Programming is at the heart of automation. Almost any task that soldiers repeatedly do on a computer can be programmed for automatic execution. Microsoft products are integrated into most DoD workflows so general programming fundamentals should include specific applications on those platforms and bias towards programming languages like Windows PowerShell and Python.
Data science is a combination of sub-disciplines and features like statistics, algorithms, and information theory—think Moneyball with bombs and bullets. Data science exploits data to drive better decision making, from planning battlefield logistics to improving the precision of targeting efforts. As the volume and granularity of data continues to increase, mining and managing it for insights would allow our soldiers to gain a dominant advantage over the enemy.
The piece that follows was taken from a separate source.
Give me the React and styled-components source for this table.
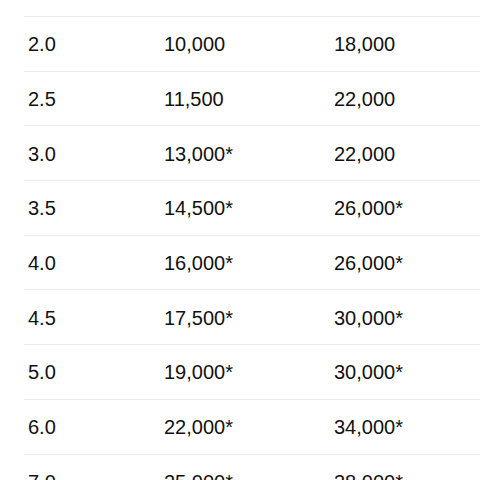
import React from "react";
import styled, { createGlobalStyle } from "styled-components";

const Global = createGlobalStyle`
  html, body { margin: 0; padding: 0; background: #ffffff; }
  body { font-family: "Liberation Sans", Arial, sans-serif; overflow: hidden; }
`;

const Page = styled.div`
  width: 480px;
  height: 480px;
  overflow: hidden;
  padding-left: 24px;
  box-sizing: border-box;
`;

const Table = styled.div`
  display: flex;
  flex-direction: column;
  width: 520px;
`;

const HeaderStub = styled.div`
  height: 17px;
  border-bottom: 1px solid #ebebeb;
  box-sizing: border-box;
`;

const Row = styled.div`
  display: grid;
  grid-template-columns: 136px 170px 1fr;
  align-items: center;
  height: 54.7px;
  border-bottom: 1px solid #ebebeb;
  box-sizing: border-box;
  padding-top: 1px;
`;

const Cell = styled.div`
  padding-left: 4px;
  font-size: 20px;
  line-height: 24px;
  color: #111111;
  white-space: nowrap;
`;

const rows = [
  ["2.0", "10,000", "18,000"],
  ["2.5", "11,500", "22,000"],
  ["3.0", "13,000*", "22,000"],
  ["3.5", "14,500*", "26,000*"],
  ["4.0", "16,000*", "26,000*"],
  ["4.5", "17,500*", "30,000*"],
  ["5.0", "19,000*", "30,000*"],
  ["6.0", "22,000*", "34,000*"],
  ["7.0", "25,000*", "38,000*"],
];

export default function App() {
  return (
    <>
      <Global />
      <Page>
        <Table>
          <HeaderStub />
          {rows.map((r) => (
            <Row key={r[0]}>
              {r.map((c, i) => (
                <Cell key={i}>{c}</Cell>
              ))}
            </Row>
          ))}
        </Table>
      </Page>
    </>
  );
}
Networking allows soldiers to understand the connections between digital infrastructure—computers, smartphones, satellites, and even vehicles and a range of other increasingly connected platforms. Network training enhances data collection and sharing while decreasing the risk of losing or disclosing data, thereby optimizing digital systems. Soldiers with network training are better positioned to deploy electronic warfare countermeasures preventing rivals from discovering digital signatures that can be used for mapping or targeting, like Russian forces have done in Ukraine.
Cybersecurity training allows soldiers to defend networks, which is increasingly vital as data collections and operational capabilities become more central to combat operations. As computer competence increases, the value of targeting these tools becomes a higher priority for rivals. Russian cyber operations in Ukraine demonstrate the need for soldiers to understand how to thrive on the digital battlefield. When the enemy does compromise networks, cybersecurity training allows soldiers to react effectively to ensure breaches do not become catastrophes.
Computers are Weapon Systems
While cyber operations are still in their military infancy, the need for soldiers to leverage computers grows daily. Tactical units harnessing the existing capability of their computers can apply agile solutions to close existing capability gaps, tackle battlefield challenges, and outmaneuver the enemy.
Empowering soldiers outside the few branches typically associated with computer skills would allow existing experts to pursue more complex challenges. Programs that expand digital talent pools would enable other government cyber initiatives by boosting the number of experienced DoD programmers. The result would be an agile Army equipped to outmaneuver near-peer rivals in an era where technology very much dictates operational success.
Capt. James Long is an Army infantry officer, MD5 Innovation Fellow, and experienced tactical innovator. He currently serves as an operations officer with United Nations Command Security Battalion–Joint Security Area. The views expressed are those of the author and do not reflect the official position of the United States Military Academy, Department of the Army, or Department of Defense.